Il s’agit là d’un concept que je forge pas à pas dans l’essai et qui dit le sentiment d’impuissance de tout écrivain qui entend écrire devant l’écriture. C’est une intime panique et impossibilité frontale à écrire parce que ce sont le sentiment et la certitude que tout a été écrit avant soi. Celui qui, au tournant des années 1997/1999, entend écrire découvre, terrifié, qu’il ne le peut parce que tout semble avoir déjà été écrit avant lui. Tous les livres à venir sont advenus. Blanchot s’est trompé : le dernier écrivain est déjà mort depuis bien longtemps. L’écriture est confisquée. A sa table, l’écrivain n’a plus devant lui la mythique page blanche mais la terrible et tragique page noire, saturée jusqu’à n’en plus pouvoir de tous les grands livres, les livres définitifs qui se sont succédé : ces Livres majuscules qui ont privé l’écrivain qui vient de l’espoir de l’œuvre. La littérature est morte parce qu’on ne peut plus écrire : tous les écrivains ont déjà tout écrit.

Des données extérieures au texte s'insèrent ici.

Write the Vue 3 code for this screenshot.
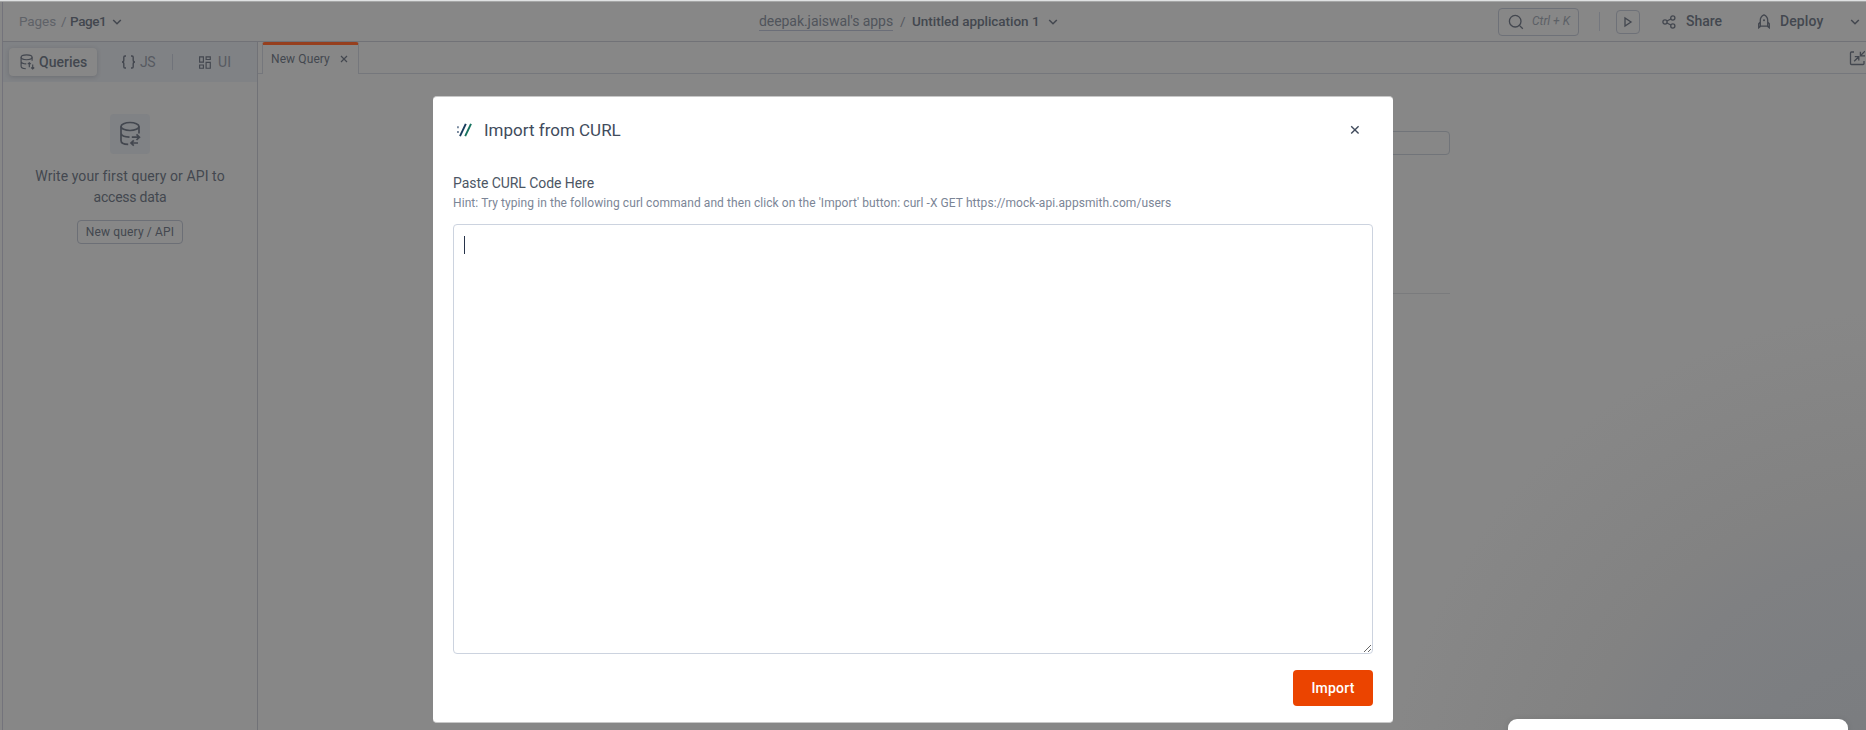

Mais pour comprendre pourquoi ceux qui viennent au tournant des années 2000 éprouvent l’horreur continue de la page noire, il faut remonter le fil du 20e siècle et voir pourquoi on écrit après toutes les littératures. Car Proust et Faulkner, Camus et Beckett, et enfin Michon et Echenoz ont chacun à leur façon, comme j’en déploie l’histoire dans l’essai, mis un point final à l’écriture et ont tellement incarné l’écriture qu’ils ont fini par la faire mourir. C’est ce que constatent, horrifiés, les femmes et les hommes à l’approche du nouveau millénaire. Ces hommes et ces femmes sont ceux d’une génération qui a compris qu’écrire consiste à prendre conscience de cette page noire et tenter d’y surseoir : trouver une manière d’éclaircir cette page afin de pouvoir y tracer sa phrase à soi, d’y dessiner son écriture, d’y trouver son œuvre. Ces femmes et ces hommes, ce sont ainsi Célia Houdart, Tanguy Viel, Laurent Mauvignier, David Bosc, Nathalie Quintane, Stéphane Bouquet, Joris Lacoste, Camille de Toledo, Olivier Cadiot et plus proche de nous encore, Antoine Wauters et Simon Johannin. Ce sont eux les écrivains de la page noire et de notre contemporain qui existent après la page noire, dans le grand re-départ des choses.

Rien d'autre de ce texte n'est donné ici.